Guadagnare di più lavorando di meno: cosa dice davvero McKinsey sull’IA
Se usiamo bene l’Intelligenza Artificiale possiamo lavorare meno e guadagnare di più. McKinsey lo scrive chiaramente studiando il mercato del lavoro qui negli Stati Uniti. Con le tecnologie che abbiamo già oggi si potrebbe automatizzare una fetta enorme delle ore di lavoro pagate, e questo libera centinaia di miliardi ogni anno. La domanda non è se succederà, ma come decidiamo di usare quei soldi e quel tempo.
Noi spesso pensiamo che l’AI serva solo a “tagliare posti”. Il report va in un’altra direzione: persone, agenti artificiali e robot lavorano insieme. Dove l’AI entra davvero, il lavoro umano cambia forma, diventa più decisionale, più relazionale, più concentrato sui casi complessi. In radiologia, ad esempio, il personale è aumentato negli anni in cui arrivavano i sistemi automatici per leggere le immagini, perché il valore si è spostato sulla decisione finale e sul rapporto con il paziente, non sulla pura routine.

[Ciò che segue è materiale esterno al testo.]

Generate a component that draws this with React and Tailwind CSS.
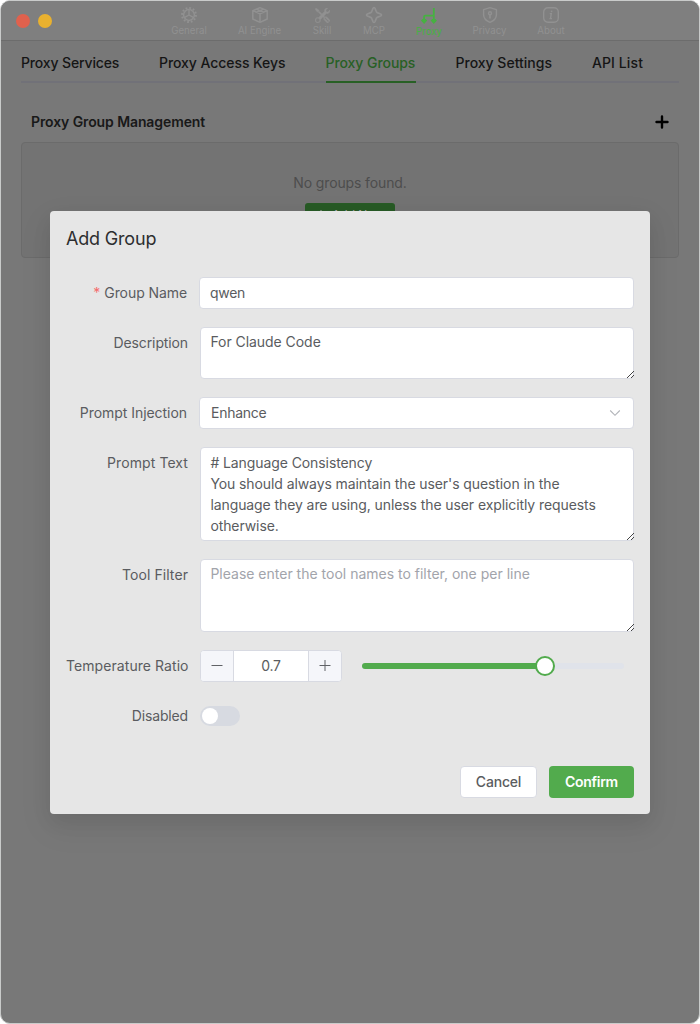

Il punto interessante è cosa succede ai salari. I lavori in cui si gestiscono agenti di Intelligenza Artificiale, senza essere programmatori, oggi pagano di più della media. Pensiamo a chi fa finanza, consulenza, progettazione tecnica, insegnamento con strumenti di AI avanzata: in questi ruoli la combinazione “umano + agente artificiale” vale più del lavoro umano da solo. Se quella combinazione permette di fare la stessa produzione in meno ore, lo spazio per contratti migliori c’è davvero.
Qui negli Stati Uniti sta spopolando un’espressione semplice: “AI fluency”. Non vuol dire scrivere codice, vuol dire saper usare bene gli strumenti di AI, capirne i limiti, farsi aiutare da agenti artificiali per scrivere, analizzare, parlare con i clienti, preparare documenti. È una competenza che nelle offerte di lavoro cresce a velocità impressionante. Più noi diventiamo fluenti, più possiamo andare al tavolo a chiedere: stessa produttività, meno ore, parte del guadagno in busta paga.
McKinsey mostra anche un’altra cosa che spesso ignoriamo: le competenze che reggono questa transizione sono le nostre skill umane classiche. Comunicazione, problem solving, gestione, scrittura, relazione con il cliente. Sono richieste sia nei pezzi di lavoro che possono essere automatizzati sia in quelli che devono restare umani. L’AI non azzera queste capacità, le amplifica: un agente scrive la prima bozza, noi la rendiamo sensata, corretta, adatta alle persone.
L’esito però non è scritto. Gli stessi numeri che possono finanziare settimane di quattro giorni, stipendi più alti e più tempo per la famiglia possono essere usati per comprimere il costo del lavoro e allargare i divari. Dipende da quanto siamo pronti, come lavoratori e come cittadini, a pretendere che la nuova produttività non finisca solo nei bilanci delle aziende.
La tecnologia sta aprendo una porta concreta: fare di più con meno ore. Se costruiamo competenze, contratti e regole all’altezza, quella porta porta davvero a guadagnare di più lavorando meno. Se non lo facciamo, saranno gli agenti artificiali a decidere al posto nostro come useremo il nostro tempo.